I’ve been feeling what I’d previously define as a low-grade depression for the last few days. It might be withdrawl from not having a TV to fill the empty spaces every night, but sometimes I get like this when there’s a slight gap in life and I don’t know how to fill it. I’m ready to be in New York, but I’ve got time to kill until then. If I was sentimental about this city at all, I’d be going to restaurants and crying about how much I’ll miss Discovery Park and the Space Needle and all of that. But I’m not that kind of person. I just wish I was moving tomorrow. The extra time gives me an opportunity to worry, or flash back to 1995 when I moved here.
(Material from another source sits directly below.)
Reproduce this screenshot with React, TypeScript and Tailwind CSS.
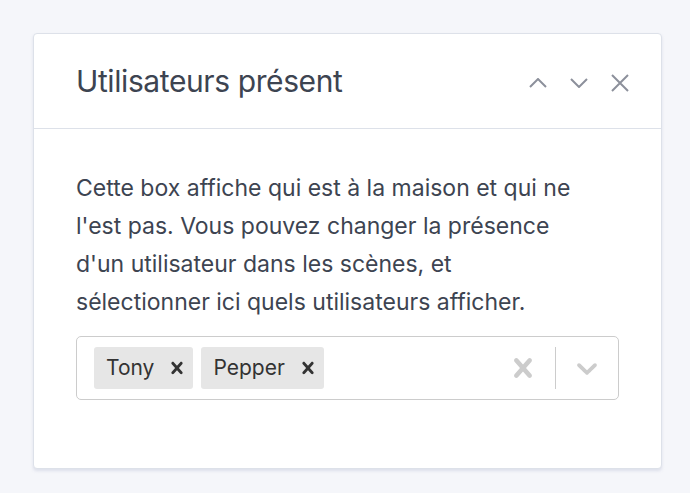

Then I think about how I first wanted to finish Summer Rain, pay off my student loans and credit cards, buy my Escort from the lease place, etc etc etc. I’d rather just leave in a hurry and not think about any of this.
It’s like the lesson of Summer Rain, which nobody really knows because I haven’t finished writing the fucking thing. But in that book, John (i.e. the fictional me) decides to stay in Bloomington for the summer and makes a bunch of promises to himself about what he’ll do for the summer – the justification – the job, the classes, waiting for his estanged girlfriend to come back to him. Over the summer, none of these happen. In fact, he fucks some of them up in fairly significant ways. But other things happen – he meets other people, he works other jobs, and he tries to start dating again. And in all of this, the book’s moral is that life never goes the way that you want it to, but it goes on. And after it goes on, you still look back at things that are technically mistakes and cherish them, maybe even more than if you hadn’t screwed things up.
And then I think about when Henry Miller left for Paris with five dollars in his pocket and nothing else in the world, and I think that at the very least, I have 550 CDs I can sell for food if I completely fuck things up.
I’m listening to Queensryche – Promised Land, which is their darkest and most introspective album, IMO. Songs like the title track and “Disconnected” have such a depth, but also a certain frequency which makes me want to sit on the deck and look at the traffic jam on I-5 and the red sun creeping through the clouds to vanish for the evening, and just sit there in depression and solitude. I don’t know, it more of a low-level thing like I was saying. Just a deep, heavy feeling. Maybe it’s just anticipation. I think I’m repeating myself.